If for such ends as these we are prepared to eat sparingly and live strenuously, how much more to draw nearer to God! I saw the monks as spiritual athletes, blithely climbing the hills and racing over the plains which lie between us and our Maker, instead of, like the rest of us, out of condition, puffing and blowing and stumbling along.
Regarded as Christ
I was in Nunraw, I should explain, primarily to participate in making a film for B.B.C. television of the monks and their daily lives. There were eight of us altogether, under our youthful and talented director, Lawrence Gordon-Clark. Filming is by its nature a rather tetchy occupation in the course of which ill-temper can easily blow up. I have never known a filming operation to proceed as harmoniously as this one did.
Father Benedict, who looks after the guesthouse, put his finger on the explanation, I think. When I thanked him for all his kindness and consideration, to me particularly — because I stayed in the monastery — and to the others who often had meals there, he said it was nothing.
St. Bernard, he explained, had laid down the rule that every stranger and visitor should be regarded as Christ and treated accordingly. No one could have more faithfully carried out an instruction than he did this one, and we all reacted in the same spirit.
It occurred to me then, and even more as I write these words when strife and war seem to be erupting everywhere, how if only St. Bernard’s rule were to be universally accepted and applied all would be well. How could we ever bring ourselves to kill or hurt anyone if it was in our minds that we would be killing or hurting Christ?
Living Like a Monk
I tried, as far as was compatible with the exigencies of filming, to live the same life as the monks.
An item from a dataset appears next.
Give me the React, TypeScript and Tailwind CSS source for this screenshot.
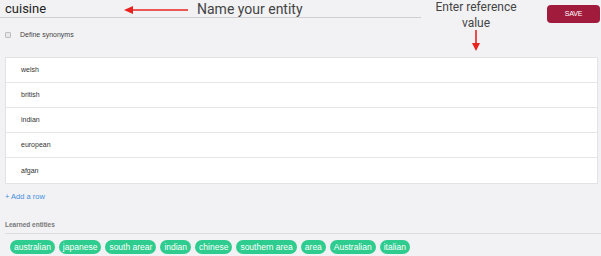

Father Benedict called me each morning at 4.15; I went to Mass and usually to Compline, and was well content with more or less the same spare diet as was served in the refectory.
Perhaps I hoped that some shining and burning light would break for me; that the questionings and doubts of an under-nourished, over-exercised twentieth century mind would be resolved. Nothing of the sort happened, though I did have one small vision which I shall now recount.
Our filming necessarily involved interviewing the Father Abbot- — whose holiness and excellent vivacity have left a lasting impression — as well as a number of the monks, given a special dispensation from their rule of silence for the purpose.
Among others, I interviewed Brother Oliver, who is in charge of the farming. He is a large, cheerful, rubicund monk who combines exceptional shrewdness and acumen with a blessed simplicity of faith. It was while talking with Brother Oliver that I had my small vision.
O Lamb of God
The lambing season was on, and owing to the clemency of the weather all was going particularly well. Brother Oliver pointed this out to me, and drew my attention to a lamb newly born, and frisking about in the most cheerful and vigorous manner. Then came my vision, which — as I should suppose to be the case with all visions — simply amounted to seeing reality with new eyes.
As I looked at this newly born lamb, I seemed to hear the monks singing Agnus Dei and there before me was veritably the Lamb of God; a little, tender, bounding creature, only just licked clean; so vulnerable, so weak, so perfect; one of many, and at the same time utterly unique.
You’ll grow up, I thought, to be one of the sheep that err and stray, but now you’re the Lamb of God; the Incarnation made manifest.
What a fantastic moment in history that was, I went on reflecting, when for the first time men saw their God in the likeness of a lamb! Not, as in the past, in association with power or riches, or physical strength or beauty; but as the weakest. most vulnerable. least menacing of all living creatures. That was henceforth to be the image of God.
Of course, subsequently the image became perverted and defiled — adorned with jewels, carried onto battlefields, set up on thrones. Yet each spring, for those that have eyes to see, it is presented again in its original form.
Every lamb that is born can be seen as the Lamb of God. Oh, Agnus Dei, Agnus Dei, I said over and over to myself.
Such was the small but, to me unforgettable, vision that I had while staying with the Cistercian monks at Nunraw.